Early warning signs or symptoms to look out for

‘As you start to be more aware of your thoughts and emotions, be mindful of when they snowball or you catastrophise. During difficult times, you can end up thinking about the worst-case scenario. This endless worry has a major impact on your day-to-day mood.

‘A behavioural shift that comes with poor mental health is seclusion and self-alienation. If you find yourself walking away from relationships and people, seek out a familiar face. It’s important to feel loved and share the love with others.

‘Quality of sleep and appetite are affected by poor mental health and easily overlooked. Maintain a healthy sleep schedule with eight to nine hours of quality sleep. Regardless of your appetite, have three meals a day. While it’s easy to dismiss these habits, they are the building blocks of your day and essential to balancing mood.’

How to support friends or family who are dealing with mental illness

‘It’s important to first make your friend or loved one feel heard and supported. This simply means listening to them. Avoid trying to fix their issues or relate to their situation – this means you’re not prioritising the person but rather their circumstances. It can be emotionally exhausting at times, so simply spend time together rather than having deep emotional conversations.

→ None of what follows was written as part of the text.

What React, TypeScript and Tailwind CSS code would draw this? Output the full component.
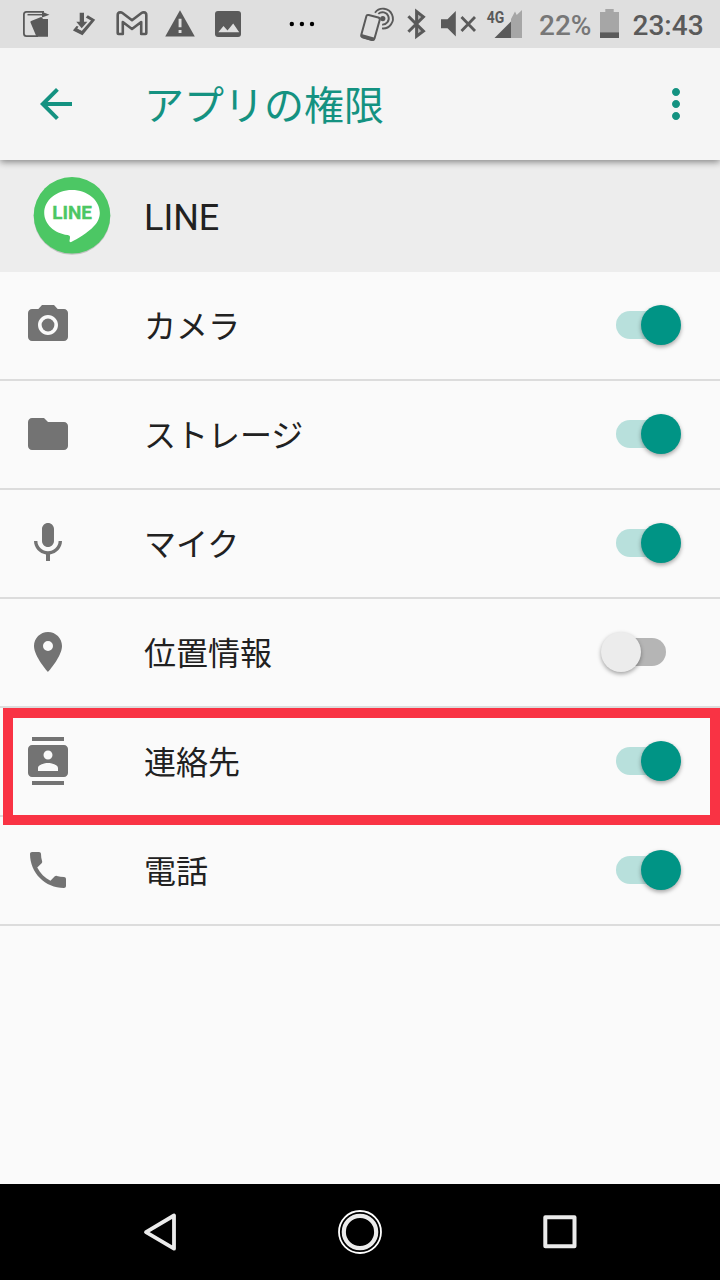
import { useState } from 'react'
import type { IconType } from 'react-icons'
import {
  MdArrowBack,
  MdContacts,
  MdFolder,
  MdMic,
  MdMoreVert,
  MdPhone,
  MdPhotoCamera,
  MdPlace,
} from 'react-icons/md'
import clsx from 'clsx'

interface Permission {
  label: string
  icon: IconType
  granted: boolean
  highlighted?: boolean
}

const permissions: Permission[] = [
  { label: 'カメラ', icon: MdPhotoCamera, granted: true },
  { label: 'ストレージ', icon: MdFolder, granted: true },
  { label: 'マイク', icon: MdMic, granted: true },
  { label: '位置情報', icon: MdPlace, granted: false },
  { label: '連絡先', icon: MdContacts, granted: true, highlighted: true },
  { label: '電話', icon: MdPhone, granted: true },
]

function StatusBar() {
  return (
    <div className="relative z-20 flex h-12 shrink-0 items-center bg-[#dfdfdf] pl-3 text-[#5a5a5a]">
      {/* notifications */}
      <svg className="h-12 w-12 shrink-0" viewBox="12 0 48 48" fill="none" stroke="currentColor" strokeWidth="1.8">
        <path d="M44 11.9H26.5q-2.6 0-2.6 2.6v19q0 2.6 2.6 2.6H38" />
        <path d="M27.5 14.7H43" strokeWidth="1.5" />
        <path d="M42 11.8l7.5 2.9-7.5 2.9zM30.5 22.5q-.4-1 .6-1.4l9.4-3.9q1-.4 1.5.3l1 1.4h5V36.8H36.5z" fill="currentColor" stroke="none" />
      </svg>
      <svg className="h-12 w-12 shrink-0" viewBox="60 0 48 48">
        <path d="M85.8 17.500l2-2.200 7.400 4.400L82.500 35.200 73 30.500l3.500-4.500 2 .5-1.400 2.500 4.600 2L91 20.500l-3.600-2z" fill="currentColor" />
        <path d="M73.500 30l2.200-2.300 7 3.800-.8 2.800z" fill="currentColor" />
        <path d="M79.700 12.800h4.300v9h3.400l-5.700 6.400-5.400-6.400h3.400z" fill="currentColor" />
      </svg>
      <svg className="h-12 w-12 shrink-0" viewBox="108 0 48 48" fill="none" stroke="currentColor" strokeWidth="2.6" strokeLinejoin="round">
        <path d="M118.500 34h4.300V22l9.200 7 9.200-7v12h4.300q.8 0 .8-.8V15q0-2.500-2.500-2.700-1.400 0-2.600.9l-9.200 7-9.200-7q-1.200-.9-2.600-.9-2.500.2-2.500 2.700v18.200q0 .8.8.8z" />
      </svg>
      <svg className="h-12 w-12 shrink-0" viewBox="156 0 48 48">
        <path d="M180 10.300L194.800 36.600H165.200z" fill="currentColor" />
        <path d="M178.600 18.800h2.900v8.500h-2.900zM178.600 30h2.900v3h-2.900z" fill="#dfdfdf" />
      </svg>
      <svg className="h-12 w-12 shrink-0" viewBox="204 0 48 48">
        <rect x="215" y="11" width="26" height="26" rx="3" fill="currentColor" />
        <path d="M218.300 32.300l5.200-6.300 4 4.600 5.700-7 6 8.700z" fill="#dfdfdf" />
      </svg>
      <svg className="ml-9 h-12 w-7 shrink-0" viewBox="288 0 28 48" fill="#000">
        <circle cx="291.8" cy="24" r="2.2" />
        <circle cx="301.9" cy="24" r="2.2" />
        <circle cx="312" cy="24" r="2.2" />
      </svg>

      {/* system indicators */}
      <svg className="ml-[42px] h-12 w-[38px] shrink-0" viewBox="358 0 38 48" fill="none" stroke="currentColor">
        <path d="M368.700 15l9.600 2.500q1.900.6 1.400 2.500l-5.200 18.500q-.6 2-2.500 1.500l-9.500-2.800q-1.700-.5-1.200-2.400l5-18.300q.5-2 2.400-1.500z" strokeWidth="2" />
        <path d="M361.500 34l13.300 3.700-.8 2.800-1.700.5-10-2.900-1.500-1.500z" fill="currentColor" stroke="none" />
        <circle cx="382.800" cy="18.600" r="2.600" fill="currentColor" stroke="none" />
        <path d="M378.300 13.900a6.200 6.200 0 1 1 3.800 10.700" strokeWidth="1.9" />
        <path d="M375 12.700a9.900 9.900 0 1 1 7 15.700" strokeWidth="1.900" />
      </svg>
      <svg className="ml-1 h-12 w-[34px] shrink-0" viewBox="400 0 34 48" fill="none" stroke="currentColor" strokeWidth="3">
        <path d="M408.400 16.200l15 15-6.800 5V11.600l6.800 5.200-15 15" />
        <path d="M416.500 11l7.500 5.500-7.500 6.500zM416.500 25l7.500 6-7.500 6z" fill="currentColor" fillOpacity=".3" stroke="none" />
      </svg>
      <svg className="ml-[7px] h-12 w-[37px] shrink-0" viewBox="441 0 37 48">
        <path d="M441 19.300h6.500l8.300-8.300v25.500l-8.300-8.300H441z" fill="currentColor" />
        <path d="M461.500 17l13.500 14m0-14l-13.500 14" stroke="currentColor" strokeWidth="2.8" />
      </svg>
      <svg className="ml-2 h-12 w-[38px] shrink-0" viewBox="486 0 38 48">
        <path d="M511 38V19l4-7.500 1.700 3.500L522 10v28z" fill="#a6a6a6" />
        <path d="M494.500 38L511 21.500V38z" fill="currentColor" />
        <text x="486.8" y="22.8" fontSize="17" textLength="17.5" lengthAdjust="spacingAndGlyphs" fill="currentColor" className="font-['Roboto',sans-serif] font-bold">
          4G
        </text>
      </svg>
      <span className="ml-[15px] w-[52.5px] shrink-0 pt-[3px] text-[28px] leading-none font-medium text-[#777]">22%</span>
      <svg className="ml-2 h-12 w-5 shrink-0" viewBox="600 0 20 48">
        <path d="M600 12h5.300V9h8.400v3h5.300v20.500h-19z" fill="#a6a6a6" />
        <path d="M600 32.300h19V38h-19z" fill="currentColor" />
      </svg>
      <span className="ml-[13px] shrink-0 pt-[3px] text-[28px] leading-none font-medium">23:43</span>
    </div>
  )
}

function LineLogo() {
  return (
    <svg className="size-20" viewBox="32 176 80 80">
      <circle cx="72" cy="216.5" r="38.3" fill="#000" opacity=".18" />
      <circle cx="72" cy="215.3" r="38.3" fill="#4cc764" />
      <path d="M72 190c-15.400 0-27.800 10.200-27.800 22.800 0 11.300 10 20.600 23.400 22.300 2.400.4 2.600 1.400 2.300 3.300l-.4 2.400c-.1 1 .6 1.600 1.700 1.200 1.400-.5 13.500-7.200 20.500-13.500 5.400-4.900 8.100-9.800 8.100-15.700C99.800 200.200 87.400 190 72 190z" fill="#fff" />
      <text x="52.3" y="218.9" fontSize="18" textLength="39.7" lengthAdjust="spacingAndGlyphs" fill="#4cc764" stroke="#4cc764" strokeWidth=".3" className="font-['Roboto',sans-serif] font-bold">
        LINE
      </text>
    </svg>
  )
}

function Toggle({ on, onChange }: { on: boolean; onChange: () => void }) {
  return (
    <button
      role="switch"
      aria-checked={on}
      onClick={onChange}
      className={clsx('mr-[54px] flex h-7 w-[50px] items-center rounded-full', on ? 'justify-end bg-[#b8e0dc]' : 'justify-start bg-[#b5b5b5]')}
    >
      <span
        className={clsx(
          'size-10 shrink-0 rounded-full shadow-[0_2px_4px_rgba(0,0,0,0.35)]',
          on ? '-mr-[15px] bg-[#009485]' : '-ml-[15px] bg-[#ececec]'
        )}
      />
    </button>
  )
}

export default function App() {
  const [items, setItems] = useState(permissions)

  const toggle = (index: number) =>
    setItems(items.map((item, i) => (i === index ? { ...item, granted: !item.granted } : item)))

  return (
    <div lang="ja" className="flex h-[1280px] w-[720px] flex-col overflow-hidden bg-[#fafafa] font-['Roboto','Noto_Sans_CJK_JP',sans-serif] text-[#212121]">
      <StatusBar />

      <header className="z-10 flex h-28 shrink-0 items-center bg-[#f5f5f5] px-5 pl-8 text-[#149281] shadow-[0_2px_7px_rgba(0,0,0,0.45)]">
        <MdArrowBack className="size-12" />
        <h1 className="ml-16 flex-1 pt-1.5 text-[40px] leading-none">アプリの権限</h1>
        <MdMoreVert className="size-12" />
      </header>

      <div className="flex h-28 shrink-0 items-center bg-[#ededed] pl-8">
        <LineLogo />
        <span className="ml-8 pt-1 text-4xl leading-none">LINE</span>
      </div>

      <ul>
        {items.map(({ label, icon: Icon, granted, highlighted }, i) => (
          <li key={label} className="relative flex h-[109px] items-center border-b-2 border-[#dcdcdc] pb-px pl-6">
            <Icon className="size-12 text-[#737373]" />
            <span className="ml-[72px] flex-1 pt-1 text-[32px] leading-none">{label}</span>
            <Toggle on={granted} onChange={() => toggle(i)} />
            {highlighted && (
              <div className="pointer-events-none absolute top-0 right-0 left-[3px] z-10 h-[117px] border-[10px] border-[#f93344]" />
            )}
          </li>
        ))}
      </ul>

      <nav className="mt-auto flex h-24 shrink-0 items-center justify-center gap-[152px] bg-black">
        <svg className="size-12" viewBox="0 0 48 48" fill="none" stroke="#ebebeb" strokeWidth="3.8" strokeLinejoin="round">
          <path d="M10 24.200L38 7.500V40.700z" />
        </svg>
        <svg className="size-12" viewBox="0 0 48 48" fill="none">
          <circle cx="24" cy="24" r="21" stroke="#fff" strokeWidth="1.8" />
          <circle cx="24" cy="24" r="16.2" stroke="#ebebeb" strokeWidth="4.2" />
        </svg>
        <svg className="size-12" viewBox="0 0 48 48" fill="none" stroke="#ebebeb" strokeWidth="4" strokeLinejoin="round">
          <path d="M9.300 9.200h29.200v29H9.300z" />
        </svg>
      </nav>
    </div>
  )
}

Why it’s so important for people to talk openly about these issues

‘Communicating your own hardships and struggles not only helps others better manage their own mental state but also provides a very valuable connection to people in the same situation. This helps to break the stigma around mental health and provides a positive perspective of self-love and compassion.’

Recommended support services and coping strategies

eheadspace is great online chat tool for anyone dealing with severe stress and overwhelming emotions. You can also contact Lifeline and SuicideLine. In an emergency, call Triple Zero (000).

In times where things are difficult but not extreme, do one thing that cheers you up in your own way. It might be making a dish you loved as a kid, watching a favorite movie, listening to music or taking a walk. Be aware of yourself and your needs, and approach yourself with kindness and compassion.’